They also sought, among others, a payment of N1 billion damages over alleged unlawful takeover of their land by the Armed Force.

Section 297(2) of the constitution states that “the ownership of all lands comprised in the Federal Capital Territory, Abuja shall vest in the Government of the Federal Republic of Nigeria.”

The plaintiffs are Jagaba Sarki, Adamu Guniya, Saidu Iddo, Bello Sarki and Yusuf Sarki, for themselves and on behalf of entire inhabitants of Iddo Sarki Community.

They filed the suit through an originating summons marked: FHC/CS /627/2020 before Justice Zainab Abubakar.

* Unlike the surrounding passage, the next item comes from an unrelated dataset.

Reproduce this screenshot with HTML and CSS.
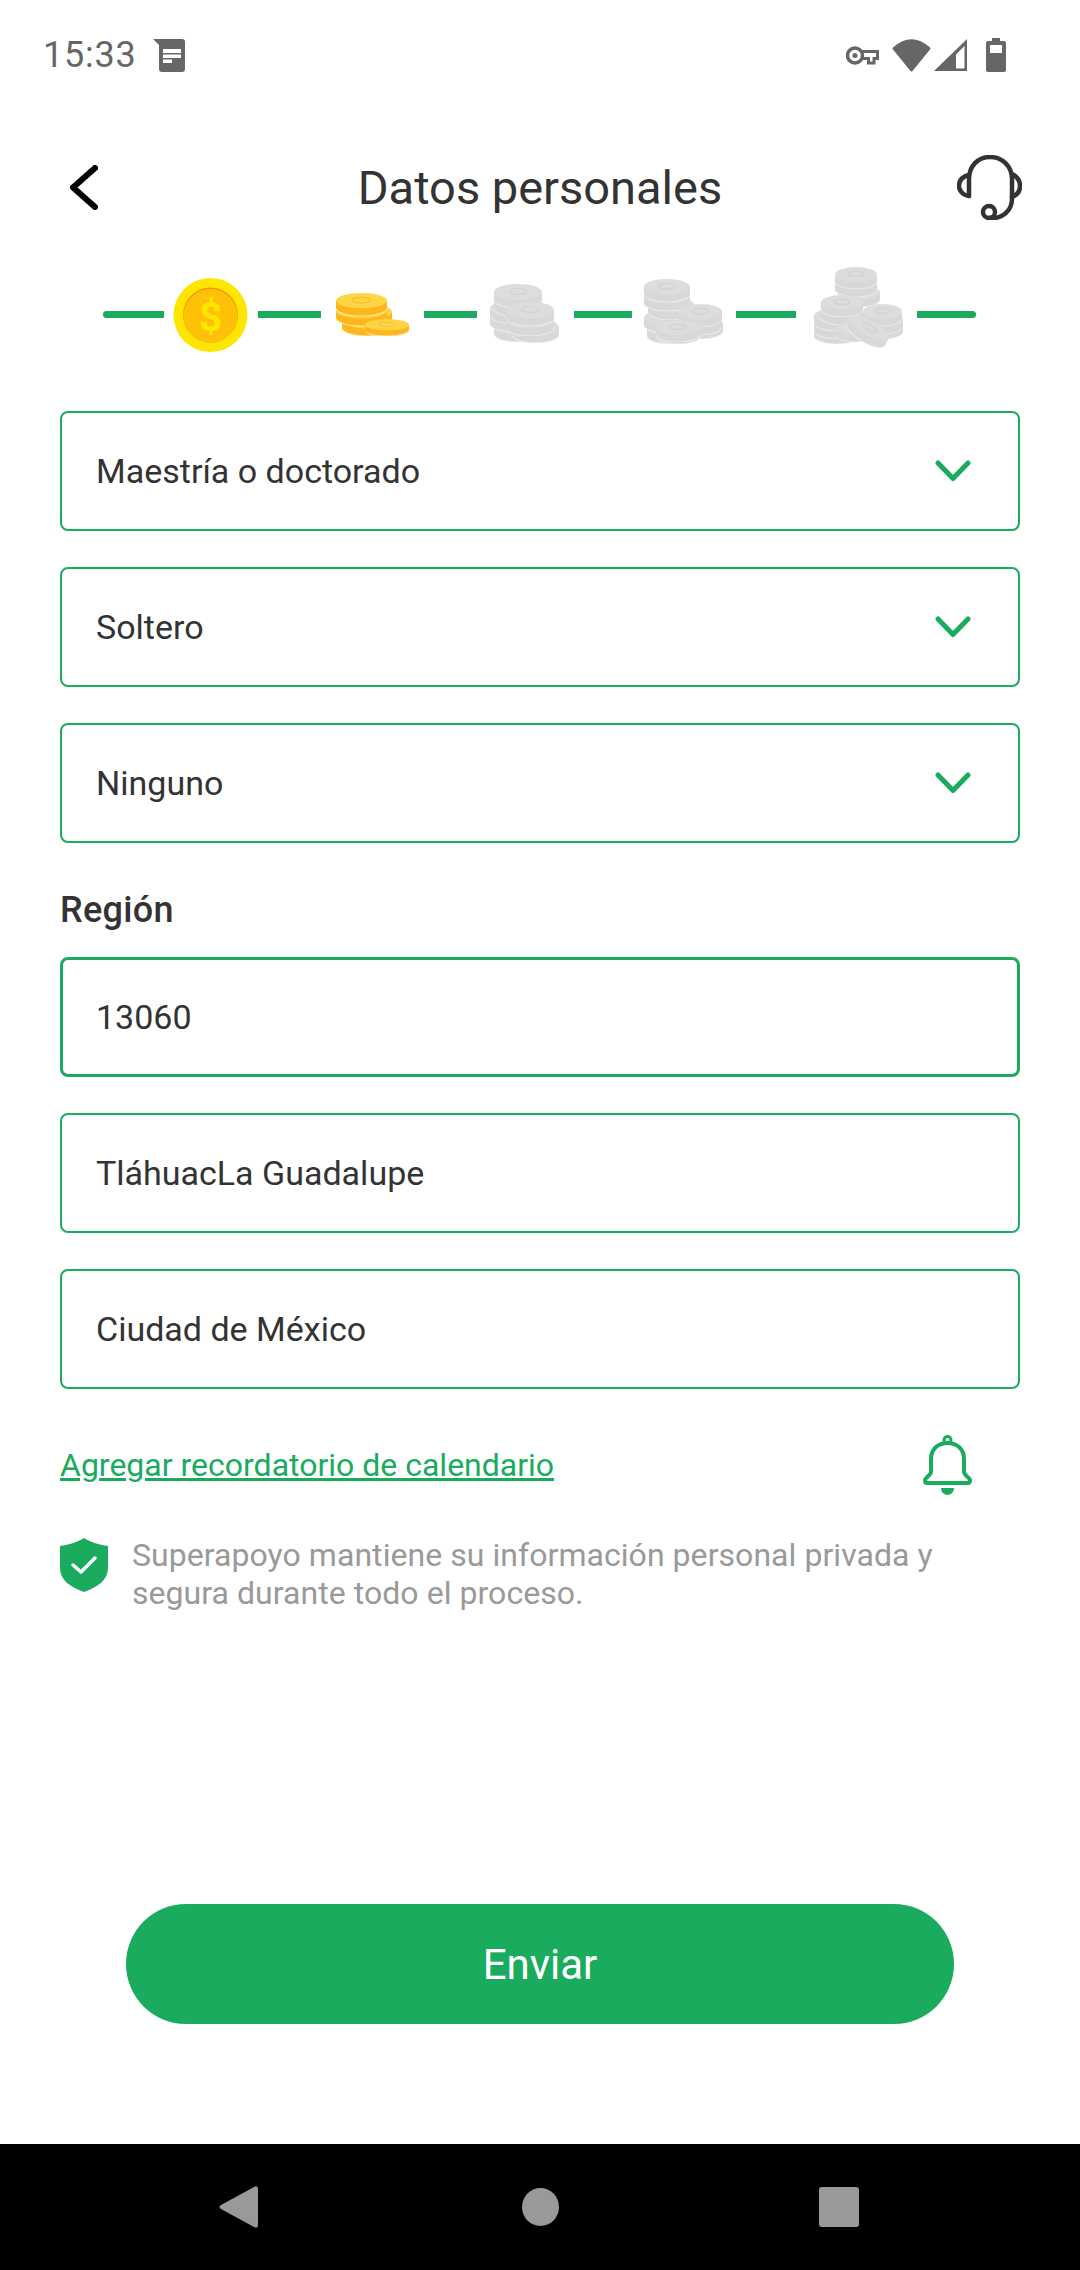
FILE: index.html
```html
<!DOCTYPE html>
<html lang="es">
<head>
    <meta charset="UTF-8">
    <meta name="viewport" content="width=device-width, initial-scale=1.0">
    <title>Datos personales</title>
    <link rel="stylesheet" href="styles.css">
</head>
<body>
    <svg class="defs" width="0" height="0">
        <symbol id="coin" viewBox="0 0 50 24" preserveAspectRatio="none">
            <path d="M0 8V16C0 20 11 24 25 24S50 20 50 16V8Z" fill="currentColor"/>
            <ellipse cx="25" cy="8" rx="25" ry="8" fill="var(--coin-top)"/>
            <path d="M0 16C0 20 11 24 25 24S50 20 50 16" fill="none" stroke="var(--coin-seam)" stroke-width="1"/>
            <ellipse cx="25" cy="7.5" rx="9" ry="3" fill="none" stroke="var(--coin-mark)" stroke-width="1.2"/>
        </symbol>
    </svg>

    <div class="page">
        <div class="status-bar">
            <span class="time">15:33</span>
            <svg class="doc-icon" width="32" height="33" viewBox="0 0 32 33">
                <path d="M0 0H29A3 3 0 0 1 32 3V30A3 3 0 0 1 29 33H9A3 3 0 0 1 6 30V6Z" fill="#666"/>
                <path d="M10 10H28V14H10ZM10 15.5H28V19H10ZM10 20.5H19V24H10Z" fill="#fff"/>
            </svg>
            <div class="status-right">
                <svg width="33" height="19" viewBox="0 0 33 19">
                    <circle cx="9" cy="9.5" r="7.5" fill="none" stroke="#666" stroke-width="3.5"/>
                    <circle cx="9" cy="9.5" r="2.5" fill="#666"/>
                    <path d="M16 5.5H31.5V12.5H28V17H22.5V12.5H16" fill="none" stroke="#666" stroke-width="3"/>
                </svg>
                <svg class="wifi" width="39" height="33" viewBox="0 0 39 33">
                    <path d="M1 8.5Q19.5-8 38 8.5Q39 9.500 38 10.500L20.500 32Q19.500 33 18.500 32L1 10.500Q0 9.500 1 8.500Z" fill="#666"/>
                </svg>
                <svg class="signal" width="33" height="32" viewBox="0 0 33 32">
                    <path d="M33 0V32H0Z" fill="#666"/>
                    <path d="M30.5 7V29.5H22V15.5Z" fill="#fff"/>
                </svg>
                <svg class="battery" width="20" height="34" viewBox="0 0 20 34">
                    <path d="M6 0H14V3H18A2 2 0 0 1 20 5V32A2 2 0 0 1 18 34H2A2 2 0 0 1 0 32V5A2 2 0 0 1 2 3H6Z" fill="#666"/>
                    <rect x="4" y="7" width="12" height="8" fill="#fff"/>
                </svg>
            </div>
        </div>

        <div class="header">
            <svg class="back" width="28" height="45" viewBox="0 0 28 45">
                <path d="M25 3L3 22.5L25 42" fill="none" stroke="#000" stroke-width="6" stroke-linecap="round" stroke-linejoin="round"/>
            </svg>
            <h1 class="title">Datos personales</h1>
            <svg class="headset" width="65" height="65" viewBox="0 0 65 65" fill="none" stroke="#333" stroke-width="4.500" stroke-linecap="round">
                <path d="M12 41V24C12 11 21 2 33 2S55 11 55 24V44C55 55 46 63 36 63H32"/>
                <path d="M12 20C4 22 2 27 2 31S5 40 12 41"/>
                <path d="M55 19C61 22 63 26 63 31S60 40 55 42"/>
                <circle cx="32" cy="57" r="6"/>
            </svg>
        </div>

        <div class="stepper">
            <span class="line line-first"></span>
            <svg width="94" height="100" viewBox="164 264 94 100">
                <circle cx="210.5" cy="315" r="37" fill="#ffe600"/>
                <circle cx="210.5" cy="315" r="27.5" fill="#f59a00"/>
                <circle cx="210.5" cy="316" r="27" fill="#ffc107"/>
                <text x="210.5" y="330.5" text-anchor="middle" class="dollar">$</text>
            </svg>
            <span class="line line-2"></span>
            <svg class="coins gold" width="103" height="100" viewBox="321 264 103 100">
                <use href="#coin" x="342" y="313" width="50" height="23"/>
                <use href="#coin" x="342" y="304" width="50" height="23"/>
                <use href="#coin" x="336" y="303" width="51" height="23"/>
                <use href="#coin" x="336" y="293" width="51" height="23"/>
                <use href="#coin" x="365" y="319" width="44" height="17"/>
            </svg>
            <span class="line line-3"></span>
            <svg class="coins gray" width="97" height="100" viewBox="477 264 97 100">
                <use href="#coin" x="494" y="319" width="48" height="23"/>
                <use href="#coin" x="490" y="308" width="48" height="24"/>
                <use href="#coin" x="490" y="300" width="48" height="24"/>
                <use href="#coin" x="494" y="293" width="48" height="24"/>
                <use href="#coin" x="494" y="284" width="48" height="24"/>
                <use href="#coin" x="512" y="319" width="47" height="24"/>
                <use href="#coin" x="506" y="312" width="48" height="24"/>
                <use href="#coin" x="506" y="302" width="48" height="24"/>
            </svg>
            <span class="line line-4"></span>
            <svg class="coins gray" width="104" height="100" viewBox="632 264 104 100">
                <use href="#coin" x="647" y="321" width="46" height="23"/>
                <use href="#coin" x="644" y="310" width="46" height="23"/>
                <use href="#coin" x="648" y="297" width="46" height="23"/>
                <use href="#coin" x="644" y="288" width="46" height="23"/>
                <use href="#coin" x="644" y="279" width="46" height="23"/>
                <use href="#coin" x="680" y="316" width="43" height="23"/>
                <use href="#coin" x="678" y="312" width="44" height="23"/>
                <use href="#coin" x="678" y="304" width="44" height="23"/>
                <use href="#coin" x="656" y="322" width="44" height="22"/>
                <use href="#coin" x="656" y="320" width="44" height="22"/>
            </svg>
            <span class="line line-5"></span>
            <svg class="coins gray" width="121" height="100" viewBox="796 264 121 100">
                <use href="#coin" x="838" y="285" width="42" height="22"/>
                <use href="#coin" x="835" y="275" width="42" height="22"/>
                <use href="#coin" x="835" y="267" width="42" height="22"/>
                <use href="#coin" x="814" y="321" width="46" height="23"/>
                <use href="#coin" x="814" y="316" width="46" height="23"/>
                <use href="#coin" x="814" y="308" width="46" height="23"/>
                <use href="#coin" x="821" y="303" width="42" height="22"/>
                <use href="#coin" x="821" y="295" width="42" height="22"/>
                <use href="#coin" x="863" y="317" width="40" height="22"/>
                <use href="#coin" x="863" y="312" width="40" height="22"/>
                <use href="#coin" x="863" y="304" width="39" height="22"/>
                <use href="#coin" x="835" y="322" width="42" height="20"/>
                <use href="#coin" x="846" y="320" width="44" height="23" transform="rotate(30 868 331)"/>
            </svg>
            <span class="line line-last"></span>
        </div>

        <div class="form">
            <div class="field">
                <span>Maestría o doctorado</span>
                <svg class="chevron" width="36" height="22" viewBox="0 0 36 22"><path d="M3 3L18 18.500L33 3"/></svg>
            </div>
            <div class="field">
                <span>Soltero</span>
                <svg class="chevron" width="36" height="22" viewBox="0 0 36 22"><path d="M3 3L18 18.500L33 3"/></svg>
            </div>
            <div class="field">
                <span>Ninguno</span>
                <svg class="chevron" width="36" height="22" viewBox="0 0 36 22"><path d="M3 3L18 18.500L33 3"/></svg>
            </div>

            <div class="section-label">Región</div>

            <div class="field field-active"><span>13060</span></div>
            <div class="field"><span>TláhuacLa Guadalupe</span></div>
            <div class="field"><span>Ciudad de México</span></div>

            <div class="reminder">
                <a class="reminder-link" href="#">Agregar recordatorio de calendario</a>
                <svg class="bell" width="49" height="60" viewBox="0 0 49 60">
                    <path d="M8 37V24C8 14 15 8 24.5 8S41 14 41 24V37C41 40 47 43 47 45C47 47 46 48 45 48H4C3 48 2 47 2 45C2 43 8 40 8 37Z" fill="none" stroke="#1aab5e" stroke-width="4" stroke-linejoin="round"/>
                    <circle cx="24.5" cy="5" r="3.5" fill="none" stroke="#1aab5e" stroke-width="3"/>
                    <path d="M18 53H31A6.5 7 0 0 1 18 53Z" fill="#1aab5e"/>
                </svg>
            </div>

            <div class="notice">
                <svg class="shield" width="48" height="54" viewBox="0 0 48 54">
                    <path d="M24 0C30 4 40 7 48 8V30C48 42 38 49 24 54C10 49 0 42 0 30V8C8 7 18 4 24 0Z" fill="#1aab5e"/>
                    <path d="M13 27L21 34L35 20" fill="none" stroke="#fff" stroke-width="3.5" stroke-linecap="round" stroke-linejoin="round"/>
                </svg>
                <p>Superapoyo mantiene su información personal privada y segura durante todo el proceso.</p>
            </div>
        </div>

        <button class="submit">Enviar</button>

        <div class="nav-bar">
            <svg class="nav-back" width="39" height="42" viewBox="0 0 39 42">
                <path d="M2 19L35 1Q39 -1 39 3V39Q39 43 35 41L2 23Q-1 21 2 19Z" fill="#999"/>
            </svg>
            <span class="nav-home"></span>
            <span class="nav-recent"></span>
        </div>
    </div>
</body>
</html>
```

FILE: styles.css
```css
* { box-sizing: border-box; }

body {
    margin: 0;
    background-color: #fff;
    font-family: Roboto, "Liberation Sans", sans-serif;
    color: #333;
}

.defs { position: absolute; }

.page {
    width: 1080px;
    height: 2270px;
    display: flex;
    flex-direction: column;
    overflow: hidden;
}

/* status bar */
.status-bar {
    height: 110px;
    padding: 0 74px 0 43px;
    display: flex;
    align-items: center;
    flex-shrink: 0;
}
.time { font-size: 36px; color: #666; letter-spacing: 0.8px; }
.doc-icon { margin-left: 16px; }
.status-right {
    margin-left: auto;
    display: flex;
    align-items: center;
}
.wifi { margin-left: 13px; }
.signal { margin-left: 3px; }
.battery { margin-left: 19px; }

/* header */
.header {
    height: 154px;
    padding: 0 58px;
    display: grid;
    grid-template-columns: 1fr auto 1fr;
    align-items: center;
    flex-shrink: 0;
}
.back { margin-left: 12px; }
.title {
    margin: 0;
    font-size: 47px;
    font-weight: 400;
    color: #333;
}
.headset { justify-self: end; }

/* coin steps */
.stepper {
    height: 100px;
    padding-left: 103px;
    display: flex;
    align-items: center;
    flex-shrink: 0;
}
.line { height: 7px; background-color: #1aab5e; flex-shrink: 0; }
.line-first { width: 61px; border-radius: 4px 0 0 4px; }
.line-2 { width: 63px; }
.line-3 { width: 53px; }
.line-4 { width: 58px; }
.line-5 { width: 60px; }
.line-last { width: 59px; border-radius: 0 4px 4px 0; }
.dollar { font-size: 41px; font-weight: 700; fill: #ffe600; }
.gold { color: #ffb61e; --coin-top: #ffd545; --coin-seam: #ffe9a8; --coin-mark: #f5c030; }
.gray { color: #d8d8d8; --coin-top: #dddddd; --coin-seam: #efefef; --coin-mark: #d2d2d2; }

/* form */
.form {
    padding: 47px 60px 0;
    display: flex;
    flex-direction: column;
}
.field {
    height: 120px;
    margin-bottom: 36px;
    padding: 0 47px 0 34px;
    display: flex;
    align-items: center;
    justify-content: space-between;
    border: 2px solid #1aab5e;
    border-radius: 8px;
    font-size: 34px;
    color: #333;
}
.field-active { border-width: 3px; padding-left: 33px; }
.chevron { fill: none; stroke: #1aab5e; stroke-width: 5; stroke-linecap: round; stroke-linejoin: round; }

.section-label {
    height: 40px;
    margin: 11px 0 27px;
    font-size: 36px;
    font-weight: 500;
    letter-spacing: 0.3px;
    line-height: 40px;
    color: #333;
}

.reminder {
    margin-top: 10px;
    padding-right: 48px;
    display: flex;
    align-items: center;
    justify-content: space-between;
}
.reminder-link {
    font-size: 32px;
    color: #1aab5e;
    text-decoration: underline;
}

.notice {
    margin-top: 41px;
    display: flex;
    align-items: flex-start;
    gap: 24px;
}
.shield { margin-top: 2px; flex-shrink: 0; }
.notice p {
    margin: 0;
    font-size: 32px;
    letter-spacing: 0.05px;
    line-height: 38px;
    color: #999;
}

/* submit */
.submit {
    display: block;
    width: 828px;
    height: 120px;
    margin: auto auto 120px;
    border: 0;
    border-radius: 60px;
    background-color: #1aab5e;
    color: #fff;
    font-family: inherit;
    font-size: 42px;
    flex-shrink: 0;
}

/* android nav */
.nav-bar {
    height: 126px;
    padding-left: 219px;
    display: flex;
    align-items: center;
    background-color: #000;
    flex-shrink: 0;
}
.nav-home {
    width: 37px;
    height: 38px;
    margin-left: 264px;
    border-radius: 50%;
    background-color: #999;
}
.nav-recent {
    width: 40px;
    height: 40px;
    margin-left: 260px;
    border-radius: 3px;
    background-color: #999;
}
```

The application dated March 24, 2020, and filed June 18, 2020 by their lawyer, Musa Baba-Panya, also has the Attorney-General of the Federation (AGF), Minister of FCT, Chief of Defence Staff, Chief of Army Staff, Chief of Naval Staff, Chief of Air Staff and the Ministry of Defense as 2nd to 8th defendants respectively.

They are seeking a declaration that having due regard to the combined effect of the immutable dual doctrines of sine quo non and fortissimo contra preferentis  the inclusion and continuous subsistence of Section 297(2) of the 1999 Constitution (as amended) was and still remains unjusticiable.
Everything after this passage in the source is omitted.